Statistics by TOLOnews indicate that 60 civilians were killed and 143 more were wounded in explosions and armed attacks in four provinces from October 23-27.
The civilians were killed attacks in Kabul, Ghazni, Khost and Zabul provinces, the findings indicate. One of the attacks happened near a tutoring center in the west of Kabul on Saturday evening in which more than 30 people, mostly students of the center, were killed and 77 others were wounded. Another attack happened in Khost province on Tuesday morning. The attack involved seven attackers with three explosive-laden vehicles. The attack left five civilians dead and 33 others wounded.
Five civilians were killed and 13 others wounded in another explosion in downtown Kabul on Tuesday, according to police.
Eight civilians were killed in two explosions in Zabul, the Zabul governor's office said.
Also, 10 civilians were killed in an explosion in Ghazni on Friday.
Meanwhile, according to Afghanistan Independent Human Rights Commission, 30 children were killed in the country in militant attacks in the last four days.
Hashem Nazari was a victim of a recent attack in PD10 of Kabul city on Tuesday. He was student of seventh grade at school. Nazari was on his way to school when an explosion took his life.
“He was on his way to school. A suicide attack happened at around 1:30pm. First we thought that he is at school,” said Nazir Nazari, victim’s father.
Ali Akbar is another victim who lost his life at the same explosion in PD10 of Kabul.
Ali Akbar was working at a workshop in Kabul. He was engaged and his family planned to celebrate his wedding party next week.
“He was the elder son of his family. He studied till class 6th. He was busy to feed his family,” said Mohammad Basir Qasimi, victim’s uncle.
“There is a dire need for a ceasefire. They must stop further violation of the rights of the Afghan people,” said Zabihullah Farhang, a spokesman for Afghan Human Rights Commission.
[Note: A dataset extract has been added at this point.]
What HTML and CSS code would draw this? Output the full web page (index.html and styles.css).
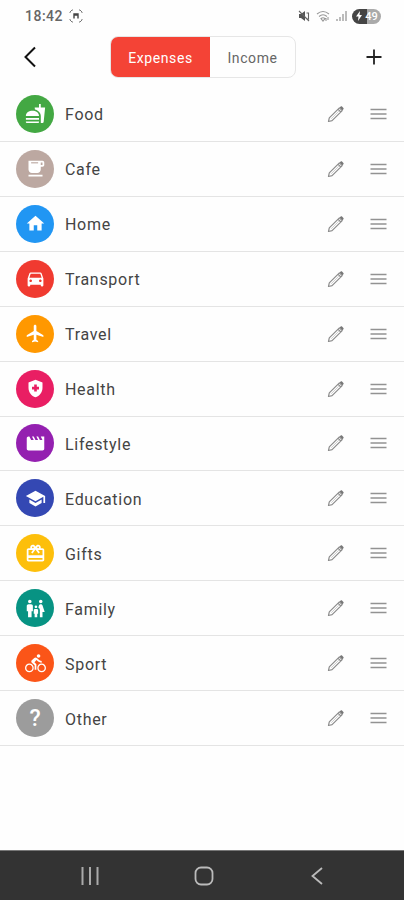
FILE: index.html
```
<!DOCTYPE html>
<html lang="en">
<head>
    <meta charset="UTF-8">
    <meta name="viewport" content="width=device-width, initial-scale=1.0">
    <title>Categories</title>
    <link rel="stylesheet" href="styles.css">
</head>
<body>
    <!-- Shared icons -->
    <svg class="sprite">
        <symbol id="pencil" viewBox="0 0 18 18">
            <path d="M1.500 16.500l.8-3.600L12.400 2.800l2.800 2.800L5.100 15.700zM11 4.200L13.800 7" fill="none" stroke="#8c8c8c" stroke-width="1.200" stroke-linejoin="round"/>
            <path d="M4.200 13.800l7.600-7.600" stroke="#c4c4c4" stroke-width=".8"/>
            <path d="M12.700 2.500l1-.9c.4-.4.9-.4 1.300 0l1.400 1.400c.4.4.4.9 0 1.300l-1 1z" fill="#777"/>
        </symbol>
        <symbol id="handle" viewBox="0 0 17 12">
            <path d="M.5 1.500h16M.5 6h16M.5 10.500h16" stroke="#929292" stroke-width="1.300"/>
        </symbol>
    </svg>

    <!-- Status Bar -->
    <div class="status-bar">
        <span class="time">18:42</span>
        <svg class="capture" width="14" height="14" viewBox="0 0 14 14" fill="none" stroke="#777">
            <path d="M1 4V3l2-2h1M10 1h1l2 2v1M13 10v1l-2 2h-1M4 13H3l-2-2v-1"/>
            <path d="M5 9.500V5h4v4.500M5 6h4" stroke="#444" stroke-width="1.400"/>
        </svg>
        <div class="status-icons">
            <svg width="12" height="12" viewBox="0 0 12 12">
                <path d="M1 4h2l4-3v10L3 8H1z" fill="#555"/>
                <path d="M1 1l10 10M8.500 3h2v6h-2" fill="none" stroke="#666" stroke-width="1.100"/>
            </svg>
            <svg width="14" height="12" viewBox="0 0 14 12" fill="none" stroke="#999" stroke-width="1.100">
                <path d="M1 4q6-5 12 0M3 6.500q4-3.500 8 0M5 8.500q2-1.500 4 0L7 11zM10 8v3M12 7v3"/>
            </svg>
            <svg width="11" height="12" viewBox="0 0 11 12" stroke="#999" stroke-width="1.300">
                <path d="M1 9v2M4 7v4M7 4v7M10 1v10"/>
            </svg>
            <div class="battery">
                <svg width="8" height="10" viewBox="0 0 8 10"><path d="M5 0L1 5.500h2.500L3 10l4-6H4.500z" fill="#fff"/></svg>
                <span>49</span>
            </div>
        </div>
    </div>

    <!-- Header -->
    <div class="header">
        <svg width="12" height="22" viewBox="0 0 12 22"><path d="M11 1.500L1.500 11 11 20.500" fill="none" stroke="#111" stroke-width="2"/></svg>
        <div class="tabs">
            <div class="tab active">Expenses</div>
            <div class="tab">Income</div>
        </div>
        <svg width="16" height="16" viewBox="0 0 16 16"><path d="M8 .5v15M.5 8h15" stroke="#222" stroke-width="1.800"/></svg>
    </div>

    <!-- Category List -->
    <div class="list">
        <div class="row">
            <div class="icon food"><svg viewBox="0 0 24 24"><path d="M18.060 22.990h1.660c.84 0 1.530-.64 1.630-1.460L23 5.050h-5V1h-1.970v4.050h-4.970l.3 2.340c1.710.47 3.310 1.320 4.270 2.260 1.440 1.420 2.430 2.890 2.430 5.290v8.050zM1 21.990V21h15.030v.99c0 .55-.45 1-1.010 1H2.010c-.56 0-1.010-.45-1.010-1zm15.030-7c0-8-15.030-8-15.030 0h15.030zM1.020 17h15v2h-15z"/></svg></div>
            <span class="name">Food</span>
            <svg class="edit"><use href="#pencil"/></svg>
            <svg class="drag"><use href="#handle"/></svg>
        </div>
        <div class="row">
            <div class="icon cafe"><svg viewBox="0 0 24 24"><path d="M20 3H4v10c0 2.210 1.790 4 4 4h6c2.210 0 4-1.790 4-4v-3h2c1.110 0 2-.89 2-2V5c0-1.110-.89-2-2-2zm0 5h-2V5h2v3zM4 19h16v2H4z"/><path d="M7 5.500h8" stroke="#bca8a1" stroke-width="1.300"/></svg></div>
            <span class="name">Cafe</span>
            <svg class="edit"><use href="#pencil"/></svg>
            <svg class="drag"><use href="#handle"/></svg>
        </div>
        <div class="row">
            <div class="icon home"><svg viewBox="0 0 24 24"><path d="M10 20v-6h4v6h5v-8h3L12 3 2 12h3v8z"/></svg></div>
            <span class="name">Home</span>
            <svg class="edit"><use href="#pencil"/></svg>
            <svg class="drag"><use href="#handle"/></svg>
        </div>
        <div class="row">
            <div class="icon transport"><svg viewBox="0 0 24 24"><path d="M18.920 6.010C18.720 5.420 18.160 5 17.500 5h-11c-.66 0-1.210.42-1.420 1.010L3 12v8c0 .55.45 1 1 1h1c.55 0 1-.45 1-1v-1h12v1c0 .55.45 1 1 1h1c.55 0 1-.45 1-1v-8l-2.080-5.990zM6.500 16c-.83 0-1.500-.67-1.500-1.500S5.670 13 6.500 13s1.500.67 1.500 1.500S7.330 16 6.500 16zm11 0c-.83 0-1.500-.67-1.500-1.500s.67-1.500 1.500-1.500 1.500.67 1.500 1.500-.67 1.500-1.500 1.500zM5 11l1.500-4.500h11L19 11H5z"/></svg></div>
            <span class="name">Transport</span>
            <svg class="edit"><use href="#pencil"/></svg>
            <svg class="drag"><use href="#handle"/></svg>
        </div>
        <div class="row">
            <div class="icon travel"><svg viewBox="0 0 24 24"><path d="M21 16v-2l-8-5V3.500c0-.83-.67-1.500-1.500-1.500S10 2.670 10 3.500V9l-8 5v2l8-2.500V19l-2 1.500V22l3.500-1 3.500 1v-1.500L13 19v-5.500l8 2.500z"/></svg></div>
            <span class="name">Travel</span>
            <svg class="edit"><use href="#pencil"/></svg>
            <svg class="drag"><use href="#handle"/></svg>
        </div>
        <div class="row">
            <div class="icon health"><svg viewBox="0 0 24 24"><path fill-rule="evenodd" d="M10.500 13H8v-3h2.500V7.500h3V10H16v3h-2.500v2.500h-3V13zM12 2L4 5v6.090c0 5.050 3.410 9.760 8 10.910 4.590-1.150 8-5.860 8-10.910V5l-8-3z"/></svg></div>
            <span class="name">Health</span>
            <svg class="edit"><use href="#pencil"/></svg>
            <svg class="drag"><use href="#handle"/></svg>
        </div>
        <div class="row">
            <div class="icon lifestyle"><svg viewBox="0 0 24 24"><path d="M18 4l2 4h-3l-2-4h-2l2 4h-3l-2-4H8l2 4H7L5 4H4c-1.100 0-1.990.9-1.990 2L2 18c0 1.100.9 2 2 2h16c1.100 0 2-.9 2-2V4h-4z"/></svg></div>
            <span class="name">Lifestyle</span>
            <svg class="edit"><use href="#pencil"/></svg>
            <svg class="drag"><use href="#handle"/></svg>
        </div>
        <div class="row">
            <div class="icon education"><svg viewBox="0 0 24 24"><path d="M5 13.180v4L12 21l7-3.820v-4L12 17l-7-3.820zM12 3L1 9l11 6 9-4.910V17h2V9L12 3z"/></svg></div>
            <span class="name">Education</span>
            <svg class="edit"><use href="#pencil"/></svg>
            <svg class="drag"><use href="#handle"/></svg>
        </div>
        <div class="row">
            <div class="icon gifts"><svg viewBox="0 0 24 24"><path d="M20 6h-2.180c.11-.31.18-.65.18-1 0-1.660-1.340-3-3-3-1.050 0-1.960.54-2.500 1.350l-.5.67-.5-.68C10.960 2.540 10.050 2 9 2 7.340 2 6 3.340 6 5c0 .35.07.69.18 1H4c-1.110 0-1.990.89-1.990 2L2 19c0 1.110.89 2 2 2h16c1.110 0 2-.89 2-2V8c0-1.110-.89-2-2-2zm-5-2c.55 0 1 .45 1 1s-.45 1-1 1-1-.45-1-1 .45-1 1-1zM9 4c.55 0 1 .45 1 1s-.45 1-1 1-1-.45-1-1 .45-1 1-1zm11 15H4v-2h16v2zm0-5H4V8h5.080L7 10.830 8.620 12 11 8.760l1-1.360 1 1.360L15.380 12 17 10.830 14.920 8H20v6z"/></svg></div>
            <span class="name">Gifts</span>
            <svg class="edit"><use href="#pencil"/></svg>
            <svg class="drag"><use href="#handle"/></svg>
        </div>
        <div class="row">
            <div class="icon family"><svg viewBox="0 0 24 24"><path d="M16 4c0-1.110.89-2 2-2s2 .89 2 2-.89 2-2 2-2-.89-2-2zm4 18v-6h2.500l-2.540-7.630C19.680 7.550 18.920 7 18.060 7h-.12c-.86 0-1.630.55-1.900 1.370l-.86 2.580c1.080.6 1.820 1.730 1.820 3.050v8h3zm-7.500-10.500c.83 0 1.500-.67 1.500-1.500s-.67-1.500-1.500-1.500S11 9.170 11 10s.67 1.500 1.500 1.500zM5.500 6c1.110 0 2-.89 2-2s-.89-2-2-2-2 .89-2 2 .89 2 2 2zm2 16v-7H9V9c0-1.100-.9-2-2-2H4c-1.100 0-2 .9-2 2v6h1.500v7h4zm6.500 0v-4h1v-4c0-.82-.68-1.500-1.500-1.500h-2c-.82 0-1.500.68-1.500 1.500v4h1v4h3z"/></svg></div>
            <span class="name">Family</span>
            <svg class="edit"><use href="#pencil"/></svg>
            <svg class="drag"><use href="#handle"/></svg>
        </div>
        <div class="row">
            <div class="icon sport"><svg viewBox="0 0 24 24"><path d="M15.500 5.500c1.100 0 2-.9 2-2s-.9-2-2-2-2 .9-2 2 .9 2 2 2zM5 12c-2.800 0-5 2.200-5 5s2.200 5 5 5 5-2.200 5-5-2.200-5-5-5zm0 8.500c-1.900 0-3.500-1.600-3.500-3.500s1.600-3.500 3.500-3.500 3.500 1.600 3.500 3.500-1.600 3.500-3.500 3.500zm5.800-10l2.400-2.400.8.8c1.300 1.300 3 2.100 5.100 2.100V9c-1.500 0-2.700-.6-3.600-1.500l-1.900-1.900c-.5-.4-1-.6-1.600-.6s-1.100.2-1.400.6L7.800 8.400c-.4.4-.6.9-.6 1.400 0 .6.2 1.100.6 1.400L11 14v5h2v-6.200l-2.200-2.300zM19 12c-2.800 0-5 2.200-5 5s2.200 5 5 5 5-2.200 5-5-2.200-5-5-5zm0 8.500c-1.900 0-3.500-1.600-3.500-3.500s1.600-3.500 3.500-3.500 3.500 1.600 3.500 3.500-1.600 3.500-3.500 3.500z"/></svg></div>
            <span class="name">Sport</span>
            <svg class="edit"><use href="#pencil"/></svg>
            <svg class="drag"><use href="#handle"/></svg>
        </div>
        <div class="row">
            <div class="icon other">?</div>
            <span class="name">Other</span>
            <svg class="edit"><use href="#pencil"/></svg>
            <svg class="drag"><use href="#handle"/></svg>
        </div>
    </div>

    <!-- Navigation Bar -->
    <div class="nav-bar">
        <svg width="18" height="18" viewBox="0 0 18 18"><path d="M1.500 0v18M9 0v18M16.500 0v18" stroke="#aaa" stroke-width="2"/></svg>
        <svg class="home-key" width="20" height="20" viewBox="0 0 20 20"><rect x="1.500" y="1.500" width="17" height="17" rx="5.500" fill="none" stroke="#bbb" stroke-width="1.800"/></svg>
        <svg width="12" height="18" viewBox="0 0 12 18"><path d="M11 1L1.500 9 11 17" fill="none" stroke="#bbb" stroke-width="1.800"/></svg>
    </div>
</body>
</html>
```
FILE: styles.css
```
* {
    box-sizing: border-box;
}
body {
    margin: 0;
    width: 404px;
    height: 900px;
    display: flex;
    flex-direction: column;
    background-color: #fefefe;
    font-family: Roboto, sans-serif;
    overflow: hidden;
}
svg {
    display: block;
    flex: none;
}
.sprite {
    display: none;
}
.status-bar {
    display: flex;
    align-items: center;
    height: 32px;
    padding: 0 23px 0 25px;
}
.time {
    font-size: 14px;
    font-weight: 500;
    letter-spacing: 0.5px;
    color: #666;
}
.capture {
    margin-left: 6px;
}
.status-icons {
    display: flex;
    align-items: center;
    gap: 6px;
    margin-left: auto;
}
.battery {
    display: flex;
    align-items: center;
    justify-content: center;
    gap: 2px;
    width: 29px;
    height: 15px;
    margin-left: -1px;
    border-radius: 8px;
    background: linear-gradient(to right, #444 50%, #aaa 50%);
    color: #fff;
    font-size: 11px;
    font-weight: 500;
}
.header {
    display: flex;
    align-items: center;
    height: 55px;
    padding: 0 22px 5px 24px;
}
.tabs {
    display: flex;
    width: 186px;
    height: 42px;
    margin: 0 auto 0 74px;
    border: 1px solid #e6e6e6;
    border-radius: 8px;
    overflow: hidden;
}
.tab {
    flex: 1;
    display: flex;
    align-items: center;
    justify-content: center;
    padding-top: 1px;
    font-size: 14px;
    letter-spacing: 0.6px;
    color: #666;
}
.tab.active {
    flex: none;
    width: 99px;
    background-color: #f44336;
    color: #fff;
}
.list {
    display: flex;
    flex-direction: column;
    height: 659px;
}
.row {
    flex: 1;
    display: flex;
    align-items: center;
    padding: 0 17px 0 16px;
    border-bottom: 1px solid #e4e4e4;
}
.icon {
    display: flex;
    align-items: center;
    justify-content: center;
    width: 38px;
    height: 38px;
    border-radius: 50%;
    color: #fff;
}
.icon svg {
    width: 21px;
    height: 21px;
    fill: #fff;
}
.food { background-color: #43a843; }
.cafe { background-color: #bca8a1; }
.home { background-color: #2196f3; }
.transport { background-color: #f03a30; }
.travel { background-color: #ff9800; }
.health { background-color: #e91e63; }
.lifestyle { background-color: #9420b0; }
.education { background-color: #3448b3; }
.gifts { background-color: #fdbf0b; }
.family { background-color: #079383; }
.sport { background-color: #fb5518; }
.other {
    padding-top: 1px;
    background-color: #9c9c9c;
    font-size: 23px;
    font-weight: 500;
}
.name {
    flex: 1;
    margin-left: 11px;
    padding-top: 2px;
    font-size: 16px;
    letter-spacing: 0.7px;
    color: #444;
}
.edit {
    width: 18px;
    height: 18px;
    margin-right: 25px;
}
.drag {
    width: 17px;
    height: 12px;
}
.nav-bar {
    display: flex;
    align-items: center;
    justify-content: space-between;
    height: 50px;
    margin-top: auto;
    padding: 1px 81px 0 81px;
    border-top: 1px solid #777;
    background-color: #333;
}
.home-key {
    margin-right: 3px;
}
```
UN Report on Civilian Casualties
The UN mission to Afghanistan (UNAMA) report released on Tuesday said that overall the civilian casualty figure for the first nine months of 2020 dropped by around 30 percent compared to the same period in 2019, but while the number of civilian casualties is lowest in the first nine months of any year since 2012, “the harm done to civilians remains inordinate and shocking.”
UNAMA documented that Anti-Government Elements (AGEs) remain responsible for the majority of civilian casualties (58 per cent). Compared to the same period in 2019, the amount of civilian deaths attributed to AGEs remained at similar levels, although there was a decrease.
The report said that the number of civilians killed attributed to the Taliban increased by six percent in the first nine months of 2020, adding that the overall number of civilian casualties – killed and injured – attributed to the Taliban dropped by 32 percent, mainly due to a reduction in the number of civilians injured by suicide attacks and ground engagements, though this was partially offset by an increased number of civilian casualties from targeted killings and illegal, indiscriminate pressure-plate improvised explosives devices (IEDs).
Attacks causing civilian casualties carried out by undetermined age increased. There were more incidents, especially in relation to the use of IEDs and targeted killings, in which UNAMA could not determine which anti-government group was responsible. This also corresponds with a decrease in the number of incidents for which the Taliban or Daesh claimed responsibility.